'''
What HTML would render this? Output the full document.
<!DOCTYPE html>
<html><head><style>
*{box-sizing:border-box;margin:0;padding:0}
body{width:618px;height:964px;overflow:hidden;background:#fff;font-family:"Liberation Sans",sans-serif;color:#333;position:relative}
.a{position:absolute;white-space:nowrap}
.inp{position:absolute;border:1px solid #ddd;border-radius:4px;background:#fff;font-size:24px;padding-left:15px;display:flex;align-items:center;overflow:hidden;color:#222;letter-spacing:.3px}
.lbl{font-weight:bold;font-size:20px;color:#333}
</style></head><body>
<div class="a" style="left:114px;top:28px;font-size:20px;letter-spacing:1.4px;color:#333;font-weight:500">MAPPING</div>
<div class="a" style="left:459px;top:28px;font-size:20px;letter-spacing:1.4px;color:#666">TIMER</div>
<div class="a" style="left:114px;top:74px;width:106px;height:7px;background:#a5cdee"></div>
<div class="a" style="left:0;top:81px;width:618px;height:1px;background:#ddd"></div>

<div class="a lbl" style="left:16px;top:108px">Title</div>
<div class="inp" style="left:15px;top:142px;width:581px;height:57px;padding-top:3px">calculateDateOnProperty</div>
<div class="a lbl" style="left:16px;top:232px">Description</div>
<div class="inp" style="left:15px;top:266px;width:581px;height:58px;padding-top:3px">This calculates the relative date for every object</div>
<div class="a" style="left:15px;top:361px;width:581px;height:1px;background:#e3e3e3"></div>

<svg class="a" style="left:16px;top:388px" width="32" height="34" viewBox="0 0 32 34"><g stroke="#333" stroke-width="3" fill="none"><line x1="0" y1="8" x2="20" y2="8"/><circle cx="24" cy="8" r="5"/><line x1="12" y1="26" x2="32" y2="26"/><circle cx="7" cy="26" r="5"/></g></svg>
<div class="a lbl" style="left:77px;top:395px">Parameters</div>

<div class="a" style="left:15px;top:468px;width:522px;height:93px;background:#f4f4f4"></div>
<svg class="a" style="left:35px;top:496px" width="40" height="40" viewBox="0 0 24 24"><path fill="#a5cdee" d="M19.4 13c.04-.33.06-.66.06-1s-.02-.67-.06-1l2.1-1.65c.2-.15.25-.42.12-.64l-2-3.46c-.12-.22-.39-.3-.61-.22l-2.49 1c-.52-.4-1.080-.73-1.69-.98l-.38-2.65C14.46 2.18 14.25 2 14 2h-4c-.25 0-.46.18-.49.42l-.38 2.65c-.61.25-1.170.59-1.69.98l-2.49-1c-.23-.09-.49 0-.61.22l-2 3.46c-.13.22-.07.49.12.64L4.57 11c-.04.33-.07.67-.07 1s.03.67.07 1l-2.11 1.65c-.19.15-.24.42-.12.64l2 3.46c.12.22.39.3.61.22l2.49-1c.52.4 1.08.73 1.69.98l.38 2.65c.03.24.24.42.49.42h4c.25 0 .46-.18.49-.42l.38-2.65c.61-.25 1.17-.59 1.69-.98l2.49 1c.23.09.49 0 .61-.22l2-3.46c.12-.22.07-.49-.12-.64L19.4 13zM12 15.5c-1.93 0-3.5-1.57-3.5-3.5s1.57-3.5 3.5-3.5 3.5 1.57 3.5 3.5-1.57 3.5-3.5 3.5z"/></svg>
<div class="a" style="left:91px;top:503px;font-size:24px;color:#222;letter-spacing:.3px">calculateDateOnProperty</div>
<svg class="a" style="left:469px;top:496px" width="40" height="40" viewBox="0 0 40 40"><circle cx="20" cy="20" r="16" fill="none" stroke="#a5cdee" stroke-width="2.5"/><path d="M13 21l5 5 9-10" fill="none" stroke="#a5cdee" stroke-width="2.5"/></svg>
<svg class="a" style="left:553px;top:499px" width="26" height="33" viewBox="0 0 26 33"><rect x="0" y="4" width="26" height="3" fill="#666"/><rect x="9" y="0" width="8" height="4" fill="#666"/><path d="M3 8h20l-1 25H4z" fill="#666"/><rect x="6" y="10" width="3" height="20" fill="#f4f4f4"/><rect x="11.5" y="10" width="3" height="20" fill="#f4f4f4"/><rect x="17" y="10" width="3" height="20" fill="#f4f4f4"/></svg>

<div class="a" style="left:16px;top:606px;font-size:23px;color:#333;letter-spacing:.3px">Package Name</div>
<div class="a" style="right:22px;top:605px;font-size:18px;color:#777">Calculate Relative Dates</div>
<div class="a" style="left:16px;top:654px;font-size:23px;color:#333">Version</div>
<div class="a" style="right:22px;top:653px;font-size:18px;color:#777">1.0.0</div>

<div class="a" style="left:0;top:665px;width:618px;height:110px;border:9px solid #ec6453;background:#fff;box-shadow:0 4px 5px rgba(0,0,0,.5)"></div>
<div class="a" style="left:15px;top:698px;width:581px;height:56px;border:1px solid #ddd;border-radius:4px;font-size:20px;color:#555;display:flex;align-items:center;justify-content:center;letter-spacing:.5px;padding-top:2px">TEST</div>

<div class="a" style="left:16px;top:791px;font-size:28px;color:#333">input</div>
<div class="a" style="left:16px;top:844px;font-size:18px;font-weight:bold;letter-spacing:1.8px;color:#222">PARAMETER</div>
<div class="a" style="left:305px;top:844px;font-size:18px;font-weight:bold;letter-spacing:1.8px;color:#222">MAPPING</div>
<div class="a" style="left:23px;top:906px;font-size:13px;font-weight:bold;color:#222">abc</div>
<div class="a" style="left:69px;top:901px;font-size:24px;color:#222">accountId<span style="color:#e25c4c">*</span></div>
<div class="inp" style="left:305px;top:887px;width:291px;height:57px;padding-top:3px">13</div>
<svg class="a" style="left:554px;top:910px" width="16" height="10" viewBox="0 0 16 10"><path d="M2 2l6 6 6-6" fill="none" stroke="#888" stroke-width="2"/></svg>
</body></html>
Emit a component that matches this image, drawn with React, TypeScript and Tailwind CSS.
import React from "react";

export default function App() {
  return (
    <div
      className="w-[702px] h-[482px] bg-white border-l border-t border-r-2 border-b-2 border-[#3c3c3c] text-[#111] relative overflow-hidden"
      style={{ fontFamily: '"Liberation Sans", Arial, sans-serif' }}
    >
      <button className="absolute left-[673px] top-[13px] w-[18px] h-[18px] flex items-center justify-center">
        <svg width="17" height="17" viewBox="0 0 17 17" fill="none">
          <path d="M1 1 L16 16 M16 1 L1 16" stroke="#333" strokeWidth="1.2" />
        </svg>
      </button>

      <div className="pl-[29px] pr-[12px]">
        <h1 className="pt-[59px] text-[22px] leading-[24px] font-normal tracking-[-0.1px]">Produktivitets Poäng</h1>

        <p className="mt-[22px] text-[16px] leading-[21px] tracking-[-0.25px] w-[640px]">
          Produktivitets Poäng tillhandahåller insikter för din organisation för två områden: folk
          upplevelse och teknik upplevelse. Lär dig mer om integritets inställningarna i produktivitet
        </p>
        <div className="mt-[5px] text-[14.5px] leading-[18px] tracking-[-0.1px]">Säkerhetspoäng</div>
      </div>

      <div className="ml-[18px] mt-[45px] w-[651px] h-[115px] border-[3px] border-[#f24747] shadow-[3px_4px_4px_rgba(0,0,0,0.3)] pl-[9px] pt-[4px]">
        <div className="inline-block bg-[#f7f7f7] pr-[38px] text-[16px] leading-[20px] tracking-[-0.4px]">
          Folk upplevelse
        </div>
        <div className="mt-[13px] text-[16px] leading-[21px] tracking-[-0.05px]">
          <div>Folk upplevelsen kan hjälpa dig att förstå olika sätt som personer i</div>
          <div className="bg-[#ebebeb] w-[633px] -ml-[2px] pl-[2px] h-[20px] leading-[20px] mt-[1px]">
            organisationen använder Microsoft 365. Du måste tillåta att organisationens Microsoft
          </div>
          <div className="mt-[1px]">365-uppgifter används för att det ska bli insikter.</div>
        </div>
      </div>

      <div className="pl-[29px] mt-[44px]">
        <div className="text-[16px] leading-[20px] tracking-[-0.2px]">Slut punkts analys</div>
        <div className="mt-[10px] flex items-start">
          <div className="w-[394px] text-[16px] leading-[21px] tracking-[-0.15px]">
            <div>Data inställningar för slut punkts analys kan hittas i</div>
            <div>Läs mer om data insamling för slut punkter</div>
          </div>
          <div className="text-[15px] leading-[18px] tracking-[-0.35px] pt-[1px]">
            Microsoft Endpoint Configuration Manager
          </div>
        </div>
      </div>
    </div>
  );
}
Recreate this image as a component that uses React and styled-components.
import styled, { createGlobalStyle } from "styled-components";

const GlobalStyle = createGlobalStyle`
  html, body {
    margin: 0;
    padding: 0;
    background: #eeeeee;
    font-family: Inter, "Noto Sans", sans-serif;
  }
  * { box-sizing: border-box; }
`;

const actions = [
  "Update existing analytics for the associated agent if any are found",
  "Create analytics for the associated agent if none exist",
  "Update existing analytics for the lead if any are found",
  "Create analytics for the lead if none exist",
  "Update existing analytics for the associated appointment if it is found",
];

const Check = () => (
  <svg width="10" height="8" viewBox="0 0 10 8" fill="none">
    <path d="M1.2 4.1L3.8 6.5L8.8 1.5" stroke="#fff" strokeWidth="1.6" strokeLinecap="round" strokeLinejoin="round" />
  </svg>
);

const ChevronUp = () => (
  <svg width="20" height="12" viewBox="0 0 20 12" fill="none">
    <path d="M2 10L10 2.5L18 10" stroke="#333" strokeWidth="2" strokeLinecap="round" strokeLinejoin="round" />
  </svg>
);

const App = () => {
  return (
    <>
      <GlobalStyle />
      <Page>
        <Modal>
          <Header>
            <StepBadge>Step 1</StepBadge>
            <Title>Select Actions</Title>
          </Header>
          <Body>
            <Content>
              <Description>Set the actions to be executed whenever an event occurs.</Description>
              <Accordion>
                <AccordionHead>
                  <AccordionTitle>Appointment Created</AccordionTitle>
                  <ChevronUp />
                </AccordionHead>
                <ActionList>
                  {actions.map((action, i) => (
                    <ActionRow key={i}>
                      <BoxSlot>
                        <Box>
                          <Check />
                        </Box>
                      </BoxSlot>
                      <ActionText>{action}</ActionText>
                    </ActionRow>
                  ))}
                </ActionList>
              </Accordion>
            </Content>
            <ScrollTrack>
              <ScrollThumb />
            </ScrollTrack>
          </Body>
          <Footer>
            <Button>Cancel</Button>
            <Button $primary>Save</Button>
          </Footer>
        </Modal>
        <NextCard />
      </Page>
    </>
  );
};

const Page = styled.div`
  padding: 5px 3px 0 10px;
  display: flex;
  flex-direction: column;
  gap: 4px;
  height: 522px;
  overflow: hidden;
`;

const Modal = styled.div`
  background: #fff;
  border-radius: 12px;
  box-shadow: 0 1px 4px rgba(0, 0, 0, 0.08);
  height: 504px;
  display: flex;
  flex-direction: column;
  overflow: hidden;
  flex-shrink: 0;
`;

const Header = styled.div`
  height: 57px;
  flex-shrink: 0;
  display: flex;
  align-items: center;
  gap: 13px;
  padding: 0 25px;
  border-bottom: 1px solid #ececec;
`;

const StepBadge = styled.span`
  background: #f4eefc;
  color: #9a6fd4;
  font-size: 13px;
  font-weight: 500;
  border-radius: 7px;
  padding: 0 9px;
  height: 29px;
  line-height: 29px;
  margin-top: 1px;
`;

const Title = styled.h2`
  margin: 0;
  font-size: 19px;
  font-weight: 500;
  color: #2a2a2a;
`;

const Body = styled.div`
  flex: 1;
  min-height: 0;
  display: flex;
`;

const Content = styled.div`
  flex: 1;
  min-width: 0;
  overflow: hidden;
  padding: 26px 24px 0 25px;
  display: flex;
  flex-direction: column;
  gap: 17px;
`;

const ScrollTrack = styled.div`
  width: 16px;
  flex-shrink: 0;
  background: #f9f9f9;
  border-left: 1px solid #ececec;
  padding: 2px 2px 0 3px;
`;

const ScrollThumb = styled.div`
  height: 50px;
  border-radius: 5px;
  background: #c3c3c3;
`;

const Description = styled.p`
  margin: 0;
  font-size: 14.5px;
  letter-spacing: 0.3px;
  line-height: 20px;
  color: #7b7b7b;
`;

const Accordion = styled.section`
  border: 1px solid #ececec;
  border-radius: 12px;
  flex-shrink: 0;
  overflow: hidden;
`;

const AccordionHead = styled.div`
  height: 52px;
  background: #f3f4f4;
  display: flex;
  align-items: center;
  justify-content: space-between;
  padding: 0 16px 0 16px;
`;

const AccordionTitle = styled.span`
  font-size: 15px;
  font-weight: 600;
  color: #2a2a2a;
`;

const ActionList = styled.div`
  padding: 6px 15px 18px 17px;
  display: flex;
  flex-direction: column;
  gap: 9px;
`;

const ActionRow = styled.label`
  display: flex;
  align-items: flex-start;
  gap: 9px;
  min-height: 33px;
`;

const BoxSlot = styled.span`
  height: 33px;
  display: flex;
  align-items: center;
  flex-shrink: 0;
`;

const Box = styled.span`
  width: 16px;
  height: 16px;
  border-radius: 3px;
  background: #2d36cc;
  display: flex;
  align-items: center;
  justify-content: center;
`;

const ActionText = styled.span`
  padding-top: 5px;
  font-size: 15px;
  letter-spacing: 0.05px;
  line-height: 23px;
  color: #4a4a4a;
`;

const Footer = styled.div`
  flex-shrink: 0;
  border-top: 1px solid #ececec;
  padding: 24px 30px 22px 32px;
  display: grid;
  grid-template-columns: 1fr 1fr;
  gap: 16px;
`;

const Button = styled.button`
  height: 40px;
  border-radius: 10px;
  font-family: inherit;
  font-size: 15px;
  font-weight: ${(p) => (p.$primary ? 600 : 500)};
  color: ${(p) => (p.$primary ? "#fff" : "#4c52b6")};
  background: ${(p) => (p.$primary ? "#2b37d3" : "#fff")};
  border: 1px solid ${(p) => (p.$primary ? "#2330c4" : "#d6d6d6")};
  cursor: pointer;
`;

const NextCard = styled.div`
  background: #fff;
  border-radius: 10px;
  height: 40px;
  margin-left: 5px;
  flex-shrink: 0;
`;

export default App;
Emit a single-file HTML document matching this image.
'''
(THE REQUEST)
Filter the data, keeping only the lines that contain "image".

(TASK ANSWER)
Emit a component that matches this image, drawn with React, TypeScript and Tailwind CSS.
Recreate this image as a component that uses React and styled-components.
Emit a single-file HTML document matching this image.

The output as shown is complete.